7. Contemporary Market Reference Guide

The following guide highlights the architectural layout of the modern hard drive marketplace. Consumers and enterprise engineers must rigorously parse model numbers to ensure SMR models do not enter high-availability or CoW environments.

Manufacturer	Product Line / Brand	Recording Technology Type	Capacity Thresholds & Notes
Western Digital	WD Blue (Desktop 3.5")	SMR (Majority) CMR (Select models)	Most 2TB, 3TB, 4TB, and 6TB variants are SMR. High-capacity or specific 1TB models remain CMR.
Western Digital	WD Red (Standard NAS)	SMR (All)	Models from 2TB to 6TB (e.g., EFAX series) are strictly SMR. Banned for ZFS usage.
Western Digital	WD Red Plus / Red Pro	CMR (All)	Explicitly designated for RAID/NAS arrays. Guaranteed CMR across all capacities.
Western Digital	WD Black / WD Gold	CMR (All)	Performance and Enterprise lines; exclusively CMR across all capacities.
Seagate	BarraCuda (Compute 3.5")	SMR (Majority)	Mainstream desktop lines (2TB, 4TB, 8TB) are SMR. Explicitly designed for light compute only.
Seagate	IronWolf / IronWolf Pro	CMR (All)	NAS-focused product line.
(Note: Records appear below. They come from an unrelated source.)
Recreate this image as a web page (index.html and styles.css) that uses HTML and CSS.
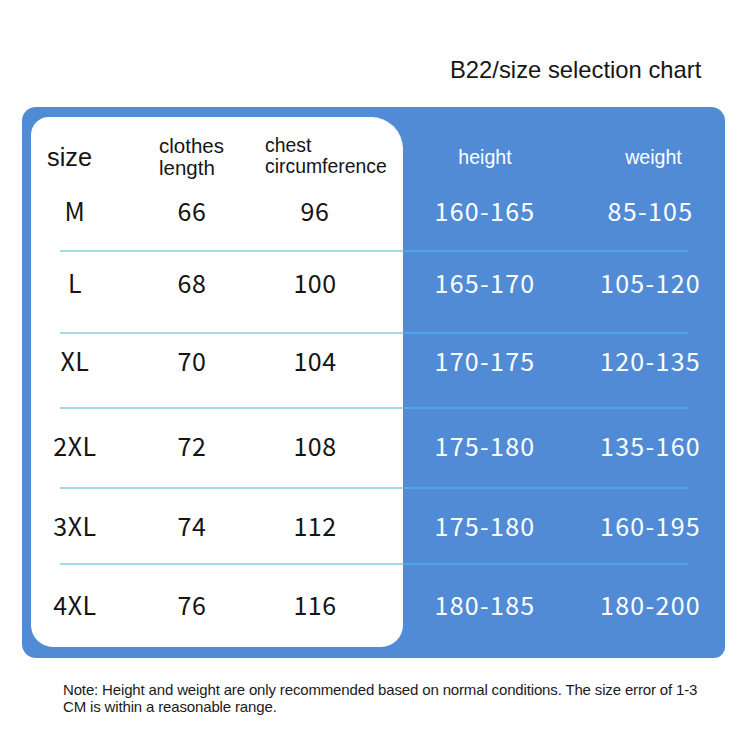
FILE: index.html
```html
<!DOCTYPE html>
<html lang="en">
<head>
<meta charset="utf-8">
<title>B22 size selection chart</title>
<link rel="stylesheet" href="styles.css">
</head>
<body>
<div class="page">
  <h1 class="title">B22/size selection chart</h1>
  <div class="card">
    <div class="panel">
      <div class="row head">
        <div class="hsize">size</div>
        <div class="hlen">clothes<br>length</div>
        <div class="hchest">chest<br>circumference</div>
      </div>
      <div class="row r1"><div class="c sz">M</div><div class="c len">66</div><div class="c chest">96</div></div>
      <div class="row r2 line"><div class="c sz">L</div><div class="c len">68</div><div class="c chest">100</div></div>
      <div class="row r3 line"><div class="c sz">XL</div><div class="c len">70</div><div class="c chest">104</div></div>
      <div class="row r4 line"><div class="c sz">2XL</div><div class="c len">72</div><div class="c chest">108</div></div>
      <div class="row r5 line"><div class="c sz">3XL</div><div class="c len">74</div><div class="c chest">112</div></div>
      <div class="row r6 line"><div class="c sz">4XL</div><div class="c len">76</div><div class="c chest">116</div></div>
    </div>
    <div class="side">
      <div class="row head">
        <div class="hh">height</div>
        <div class="hw">weight</div>
      </div>
      <div class="row r1"><div class="c h">160-165</div><div class="c w">85-105</div></div>
      <div class="row r2 line"><div class="c h">165-170</div><div class="c w">105-120</div></div>
      <div class="row r3 line"><div class="c h">170-175</div><div class="c w">120-135</div></div>
      <div class="row r4 line"><div class="c h">175-180</div><div class="c w">135-160</div></div>
      <div class="row r5 line"><div class="c h">175-180</div><div class="c w">160-195</div></div>
      <div class="row r6 line"><div class="c h">180-185</div><div class="c w">180-200</div></div>
    </div>
  </div>
  <p class="note">Note: Height and weight are only recommended based on normal conditions. The size error of 1-3<br>CM is within a reasonable range.</p>
</div>
</body>
</html>
```
FILE: styles.css
```css
* { box-sizing: border-box; }
html, body { margin: 0; padding: 0; background: #ffffff; }
body { font-family: "Liberation Sans", Arial, sans-serif; color: #151515; }

.page { width: 750px; height: 750px; overflow: hidden; }

.title {
  margin: 0;
  padding: 56px 0 0 450px;
  height: 107px;
  font-weight: normal;
  font-size: 23.8px;
  line-height: 28px;
  color: #161616;
}

.card {
  margin-left: 22px;
  width: 703px;
  height: 551px;
  background: #518bd6;
  border-radius: 14px 14px 11px 14px;
  padding: 10px 9px 11px 9px;
  display: flex;
}

.panel {
  width: 372px;
  height: 530px;
  background: #ffffff;
  border-radius: 18px 32px 22px 22px;
  flex: none;
}

.side {
  width: 313px;
  flex: none;
  color: #ffffff;
}

.row {
  display: grid;
  align-items: start;
}
.panel .row { grid-template-columns: 88px 146px 100px; }
.side .row { grid-template-columns: 164px 149px; }

.panel .row.line {
  background: linear-gradient(#a3dae9, #a3dae9) 29px 0 / 343px 2px no-repeat;
}
.side .row.line {
  background: linear-gradient(#4ba6ee, #4ba6ee) 0 0 / 285px 2px no-repeat;
}

.head { height: 68px; padding-top: 18px; }
.r1 { height: 65px; padding-top: 10px; }
.r2 { height: 82px; padding-top: 17px; }
.r3 { height: 75px; padding-top: 13px; }
.r4 { height: 80px; padding-top: 23px; }
.r5 { height: 76px; padding-top: 23px; }
.r6 { height: 84px; padding-top: 26px; }

.c {
  font-family: "Noto Sans CJK SC", "Noto Sans", sans-serif;
  font-size: 25px;
  line-height: 30px;
  text-align: center;
  letter-spacing: 0.5px;
}
.panel .c { color: #141414; }
.side .c { color: #ffffff; letter-spacing: 1.3px; }
.side .w { padding-left: 18px; }

.hsize {
  font-size: 25.3px;
  line-height: 44px;
  padding-left: 16px;
  white-space: nowrap;
}
.hlen {
  font-size: 20.5px;
  line-height: 22px;
  padding-left: 40px;
  white-space: nowrap;
}
.hchest {
  font-size: 19.4px;
  line-height: 21px;
  white-space: nowrap;
}
.hh, .hw {
  font-size: 19.6px;
  line-height: 44px;
  text-align: center;
  color: #ffffff;
}
.hw { padding-left: 18px; margin-left: 6px; }

.note {
  margin: 23px 0 0 63px;
  font-size: 15px;
  line-height: 17px;
  color: #1a1a1a;
  letter-spacing: -0.15px;
  white-space: nowrap;
}
```
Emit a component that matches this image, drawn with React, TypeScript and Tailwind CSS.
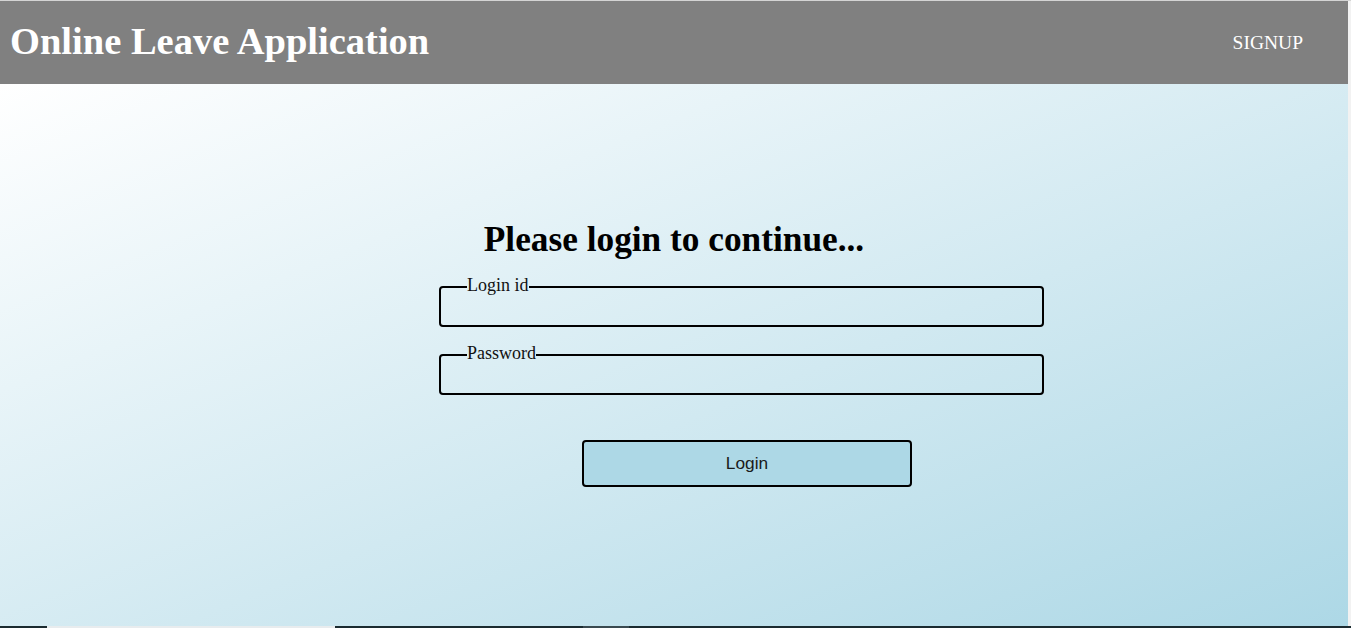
const serif = { fontFamily: '"Liberation Serif", "Times New Roman", serif' };

const Field = ({ label, type }: { label: string; type: string }) => {
    return (
        <fieldset className="border-2 border-black rounded-[4px] px-[26px] w-[605px]">
            <legend className="text-[18px] leading-[20px] text-[#111]" style={serif}>
                <span className="relative -top-[2px]">{label}</span>
            </legend>
            <input type={type} className="w-full h-[28px] bg-transparent outline-none" />
        </fieldset>
    );
};

const App = () => {
    return (
        <div className="w-[1351px] h-[628px] flex flex-col overflow-hidden bg-[#f2f2f2]">
            <div className="h-[1px] bg-[#d4d4d4]" />
            <div className="flex flex-1">
                <div className="w-[1348px] flex flex-col">
                    {/* top bar */}
                    <header className="h-[83px] bg-[#808080] flex items-center justify-between pl-[10px] pr-[45px] pb-[3px] text-white" style={serif}>
                        <h1 className="text-[38.5px] font-bold leading-none">Online Leave Application</h1>
                        <a href="#" className="text-[19.5px] mt-[4px]">SIGNUP</a>
                    </header>
                    {/* login area */}
                    <main className="flex-1 bg-linear-to-br from-white to-[#add8e6] pt-[136px]">
                        <h2 className="text-[35.3px] font-bold leading-[40px] text-center text-black" style={serif}>Please login to continue...</h2>
                        <form className="ml-[439px] mt-[17px] flex flex-col gap-[18px]">
                            <Field label="Login id" type="text" />
                            <Field label="Password" type="password" />
                            <button type="button" className="ml-[143px] mt-[27px] w-[330px] h-[47px] bg-[#add8e6] border-2 border-black rounded-[4px] text-[17.3px] text-[#1a1a1a]" style={{ fontFamily: '"Liberation Sans", Arial, sans-serif' }}>Login</button>
                        </form>
                    </main>
                </div>
                <div className="flex-1" />
            </div>
            {/* bottom strip */}
            <div className="h-[2px] flex bg-[#1b2b30]">
                <div className="w-[47px]" />
                <div className="w-[288px] bg-[#e8ecee]" />
                <div className="w-[248px]" />
                <div className="w-[46px] bg-[#3a4a50]" />
            </div>
        </div>
    );
};

export default App;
Seagate maintains a strict no-SMR policy for all IronWolf models.
Seagate	Exos (Enterprise)	CMR / HM-SMR	Standard Exos models are pure CMR. Select cloud hyperscale models use Host-Managed SMR (managed by server OS).
Toshiba	P300 (Client Desktop)	SMR / CMR Split	Newer high-capacity iterations (e.g., 4TB, 6TB P300) are SMR. Older or lower capacity models remain CMR.
Toshiba	N300 / MG Series	CMR (All)	NAS and Enterprise Critical lines; exclusively CMR across all production models.